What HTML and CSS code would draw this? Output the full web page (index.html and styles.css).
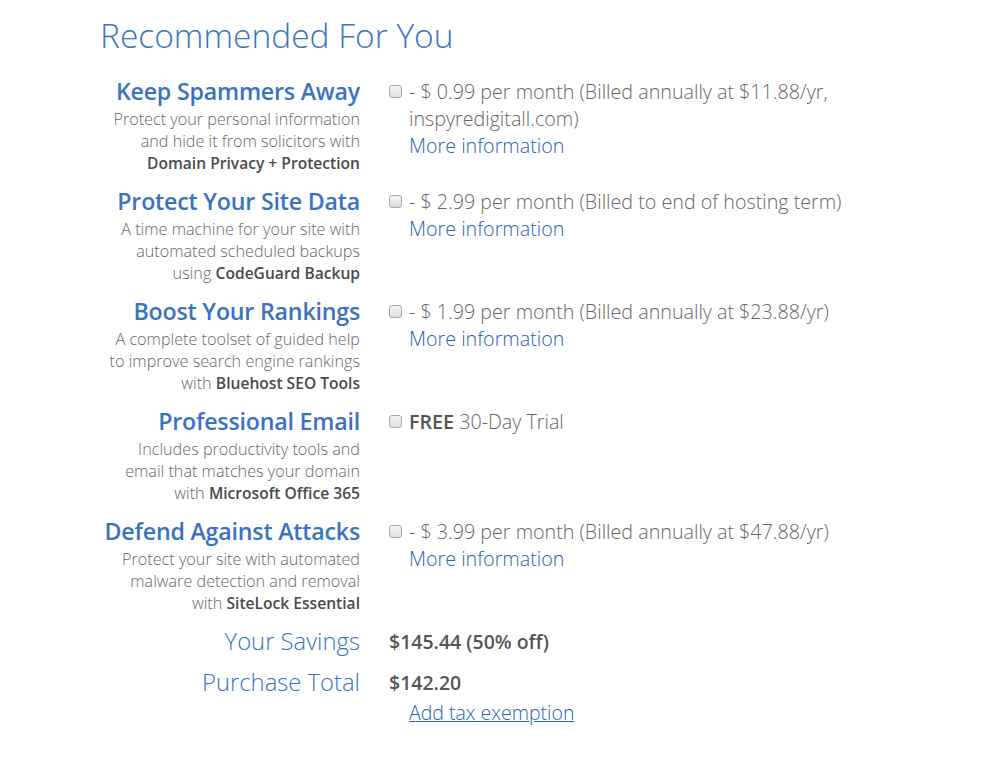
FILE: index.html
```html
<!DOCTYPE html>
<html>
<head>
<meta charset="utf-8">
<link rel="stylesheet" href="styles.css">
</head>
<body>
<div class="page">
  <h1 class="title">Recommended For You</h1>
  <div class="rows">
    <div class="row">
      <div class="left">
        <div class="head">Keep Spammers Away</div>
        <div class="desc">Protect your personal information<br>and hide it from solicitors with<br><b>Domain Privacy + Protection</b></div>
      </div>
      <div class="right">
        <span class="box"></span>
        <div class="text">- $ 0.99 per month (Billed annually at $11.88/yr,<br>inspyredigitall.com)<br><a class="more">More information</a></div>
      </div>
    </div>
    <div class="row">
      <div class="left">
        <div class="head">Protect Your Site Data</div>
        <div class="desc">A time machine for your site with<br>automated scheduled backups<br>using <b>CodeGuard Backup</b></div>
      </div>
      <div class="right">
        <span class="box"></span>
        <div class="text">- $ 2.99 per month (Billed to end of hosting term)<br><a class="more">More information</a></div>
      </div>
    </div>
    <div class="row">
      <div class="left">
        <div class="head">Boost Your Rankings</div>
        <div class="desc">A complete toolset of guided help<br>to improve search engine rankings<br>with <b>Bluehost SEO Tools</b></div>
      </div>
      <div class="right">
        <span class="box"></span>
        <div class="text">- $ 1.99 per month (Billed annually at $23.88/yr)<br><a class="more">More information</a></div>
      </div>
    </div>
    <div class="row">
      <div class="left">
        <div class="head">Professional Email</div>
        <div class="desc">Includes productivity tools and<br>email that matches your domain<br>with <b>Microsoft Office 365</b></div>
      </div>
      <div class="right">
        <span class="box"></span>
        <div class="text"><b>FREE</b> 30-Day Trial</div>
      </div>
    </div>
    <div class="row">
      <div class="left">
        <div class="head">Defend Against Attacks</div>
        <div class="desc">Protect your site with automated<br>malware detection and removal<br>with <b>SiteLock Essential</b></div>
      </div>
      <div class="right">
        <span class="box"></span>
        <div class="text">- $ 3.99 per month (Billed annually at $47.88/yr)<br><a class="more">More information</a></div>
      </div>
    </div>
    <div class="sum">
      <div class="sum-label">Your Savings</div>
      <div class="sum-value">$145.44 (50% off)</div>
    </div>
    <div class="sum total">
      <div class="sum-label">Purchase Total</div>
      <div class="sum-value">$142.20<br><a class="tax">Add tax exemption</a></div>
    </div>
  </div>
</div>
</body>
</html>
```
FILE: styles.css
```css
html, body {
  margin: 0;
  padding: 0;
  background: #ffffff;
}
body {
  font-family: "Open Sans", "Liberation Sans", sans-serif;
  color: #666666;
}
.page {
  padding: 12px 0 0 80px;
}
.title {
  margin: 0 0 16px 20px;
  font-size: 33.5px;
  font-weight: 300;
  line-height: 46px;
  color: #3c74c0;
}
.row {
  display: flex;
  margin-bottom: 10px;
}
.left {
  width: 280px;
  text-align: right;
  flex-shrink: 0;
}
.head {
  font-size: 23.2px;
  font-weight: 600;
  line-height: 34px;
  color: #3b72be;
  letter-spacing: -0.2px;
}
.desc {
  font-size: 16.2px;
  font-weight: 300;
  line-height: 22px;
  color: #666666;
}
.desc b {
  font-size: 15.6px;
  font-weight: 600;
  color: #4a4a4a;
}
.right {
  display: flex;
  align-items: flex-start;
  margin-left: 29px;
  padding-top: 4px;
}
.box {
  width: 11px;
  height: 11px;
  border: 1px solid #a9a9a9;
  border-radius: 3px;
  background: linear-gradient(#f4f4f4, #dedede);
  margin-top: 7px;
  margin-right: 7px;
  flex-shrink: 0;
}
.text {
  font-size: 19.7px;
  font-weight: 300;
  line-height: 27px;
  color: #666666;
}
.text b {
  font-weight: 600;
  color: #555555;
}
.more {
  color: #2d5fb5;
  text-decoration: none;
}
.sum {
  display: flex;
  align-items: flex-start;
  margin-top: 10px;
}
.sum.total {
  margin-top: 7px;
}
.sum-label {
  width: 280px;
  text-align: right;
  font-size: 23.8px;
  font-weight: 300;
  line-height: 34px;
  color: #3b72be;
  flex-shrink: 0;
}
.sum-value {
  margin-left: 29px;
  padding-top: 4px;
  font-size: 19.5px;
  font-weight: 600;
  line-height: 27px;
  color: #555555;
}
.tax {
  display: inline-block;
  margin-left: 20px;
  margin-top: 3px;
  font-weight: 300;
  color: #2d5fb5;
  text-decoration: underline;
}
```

• _STATED PROBLEM_
Gather and return every line that holds the string "styles".

• _TASK ANSWER_
What HTML and CSS code would draw this? Output the full web page (index.html and styles.css).
<link rel="stylesheet" href="styles.css">
FILE: styles.css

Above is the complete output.